“Ancelotti si piega. Allena per il club, non per se stesso. È unico così nel livello d’élite del gioco moderno”
Ancelotti ha vinto più Champions di Bob Paisley, Pep Guardiola e Zinédine Zidane, ha vinto almeno una Champions League in ognuno degli ultimi tre decenni. “E tuttavia, a differenza della maggior parte dei suoi contemporanei, non troverete trattati e dissertazioni dedicati al suo stile di gestione”. Il Times ha intervistato Carlo Ancelotti con queste premesse: “Non esiste un modo Ancelotti, nessun singolo progetto Ancelotti. È un allenatore della vecchia scuola, italiano di origine, che lavora con, e si adatta a, ciò che ha; proprio come ha fatto Claudio Ranieri al Leicester City. Vecchia scuola ma moderna, altrimenti — come sottolinea — non potrebbe sopravvivere nel 2024″. E’ un’intervista di maggio, ma la ripropongono oggi.
“Ancelotti si piega. Allena per il club, non per se stesso. È unico così nel livello d’élite del gioco moderno”. The Athletic scrive di “una filosofia calcistica basata sull’adattamento e l’accettazione, non sul dogma.
Lui ricorda di quando al Parma rifiutò Baggio perché non rientrava nel suo 4-4-2. Un passato con il quale ha già fatto ripetutamene i conti. “È stato un errore e ho cercato di cambiare idea quando sono andato alla Juventus. Avevo Zidane, ed era il numero 10. Dovevo metterlo a destra o a sinistra? Impossibile. Zidane è il giocatore più importante della mia squadra e deve essere il numero 10 e io devo adattarmi. Da lì ho sempre tenuto conto delle caratteristiche dei giocatori per costruire il sistema”.

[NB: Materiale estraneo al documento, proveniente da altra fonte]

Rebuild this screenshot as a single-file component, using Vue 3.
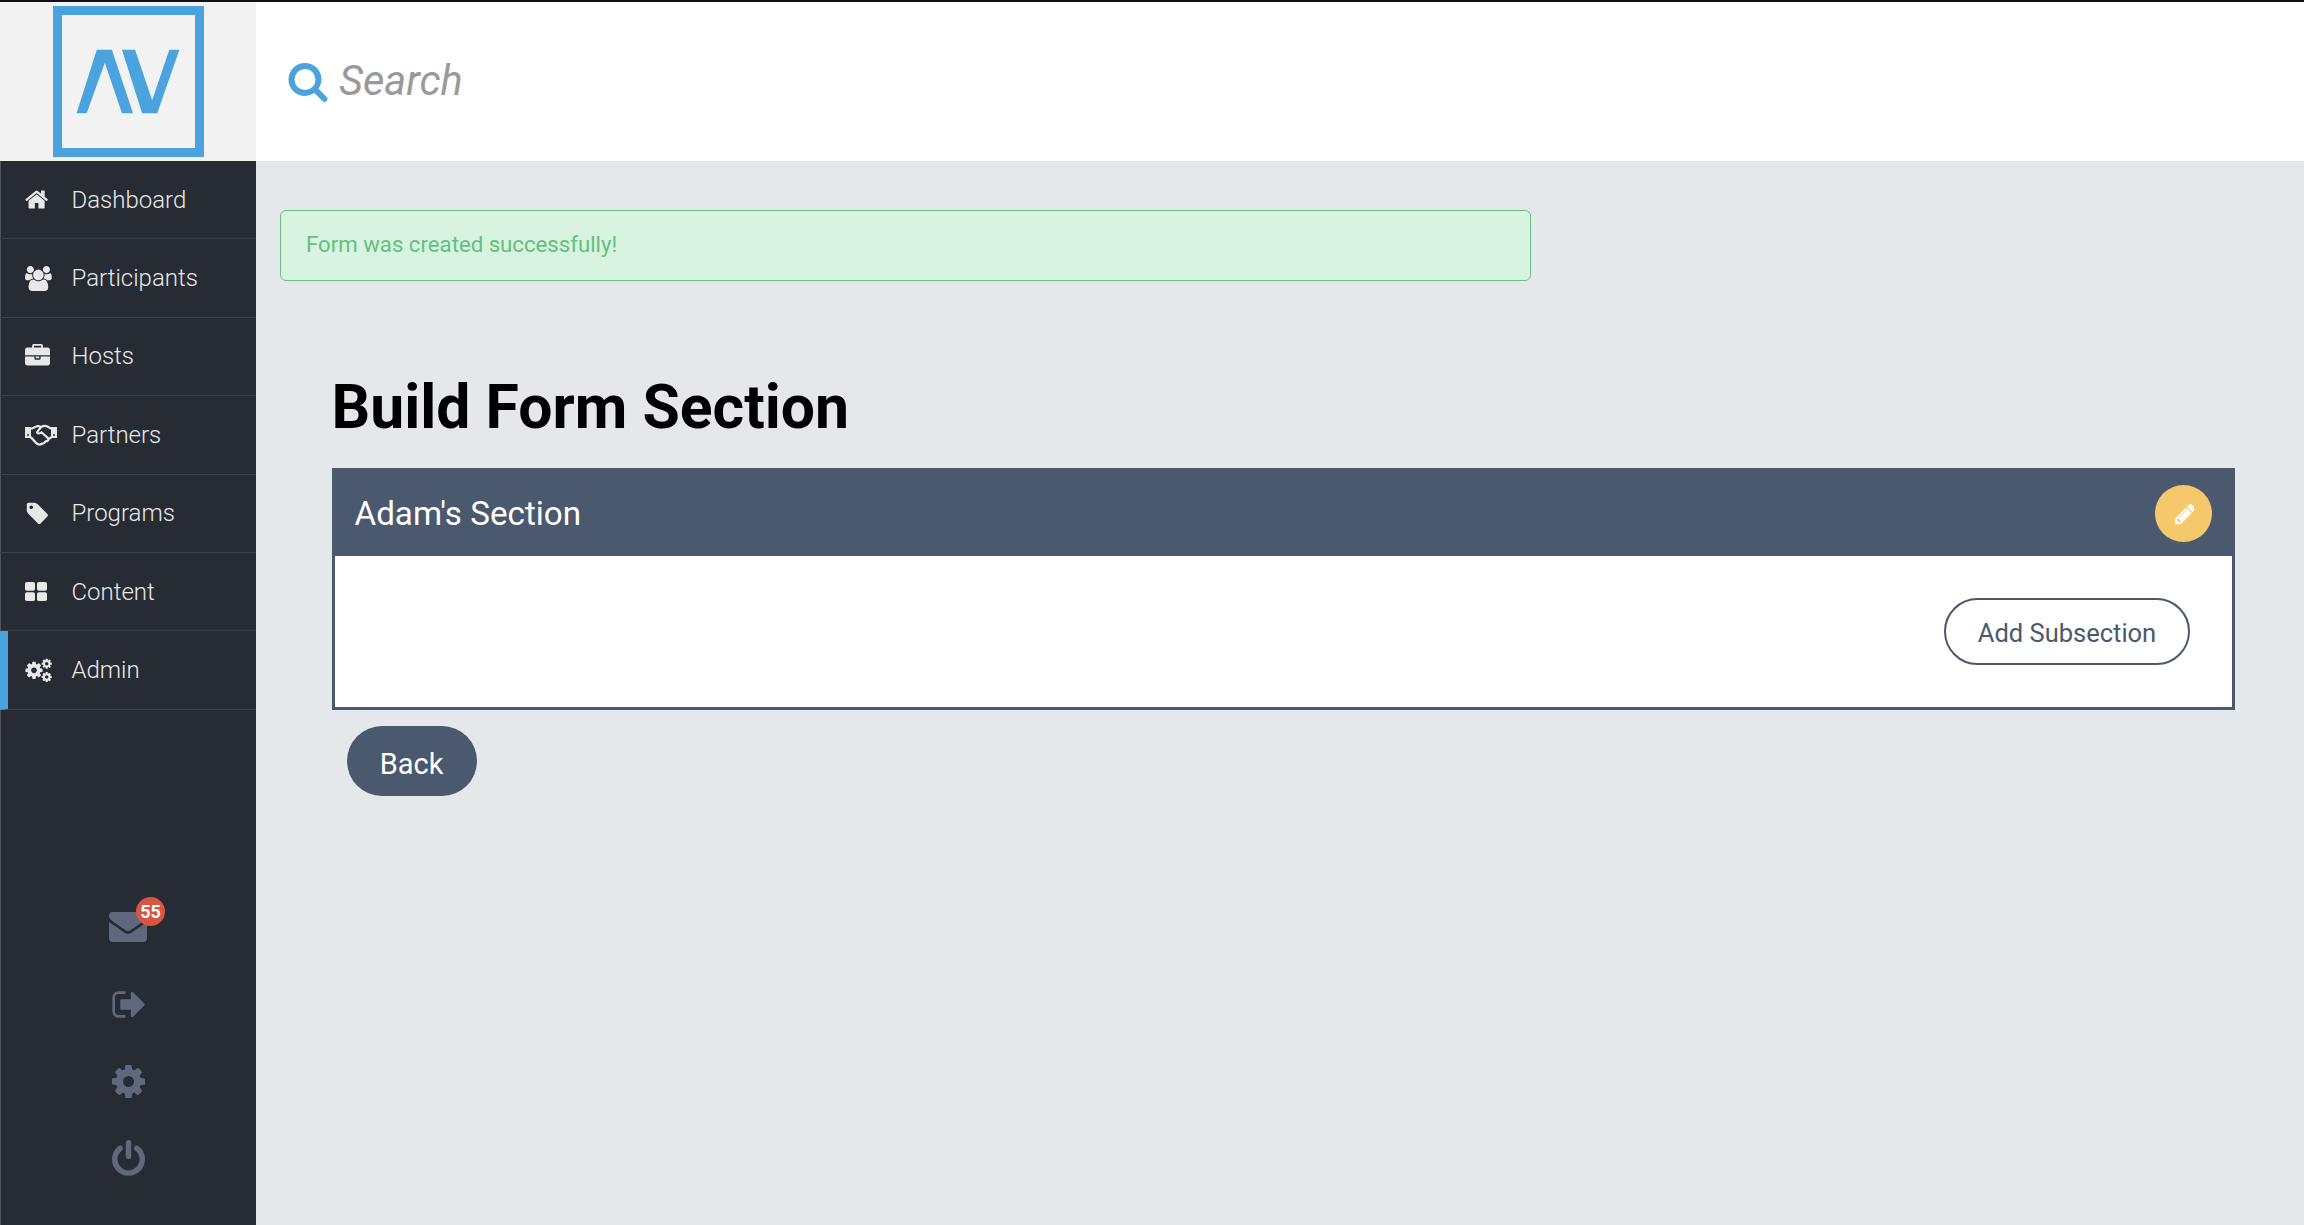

“Ancelotti è intelligente. Evoluzione, non rivoluzione, un ritocco, non un vortice selvaggio della ruota”, continua il giornale.
Lui rinverdisce il mito dell’uomo calmpo: “Pensi che ascoltino di più se urli? No. Più urli, meno ascoltano. Il punto chiave è che ho molta passione, ma non sono ossessionato dal mio lavoro. Non lo sono mai stato, non per quanto riguarda il calcio. Mi piaceva molto, come giocatore, come allenatore, ma non impazzisco. Sono calmo”.
“Mio padre era un contadino. C’erano lui, mia madre, mio nonno, mia nonna e mia sorella. Eravamo in sei e non avevamo una lira, niente. Il denaro, per me, non è importante perché siamo cresciuti senza. Non ho mai sentito mio padre parlarne, mai mia madre. E non ho mai sentito mio padre o mia madre mancare di rispetto a mio nonno o mia nonna. C’era un’atmosfera davvero bella in famiglia, ma anche un sacco di problemi perché non avevamo soldi”.
Tornando al calcio: “Avere una sola identità di squadra è un limite. Abbiamo giocato una partita in Champions League contro lo Shakhtar Donetsk. Una squadra molto buona, li allena Roberto De Zerbi. Quello che faceva con i terzini e le diverse posizioni, era davvero buono. Ma ho detto ai miei giocatori, vogliono che pressiate. Non pressate. Se pressate ti passeranno la palla. Non pressare e ti passeranno la palla. Noi non abbiamo pressato, e abbiamo vinto 5-0”.
“Non c’è stile per me. Nessuno stile Ancelotti. Il mio stile non è riconosciuto, perché cambio. Lo stile tiene in considerazione la preparazione dei giocatori. Contro il Manchester City (nei quarti di finale di Champions League dello scorso anno, ndr) abbiamo giocato a blocco basso, difesa forte. Abbiamo giocato in questo modo una o due volte, non di più. Non giochiamo così, siamo più offensivi. Ma ho visto che era il modo per competere e vincere quella partita”.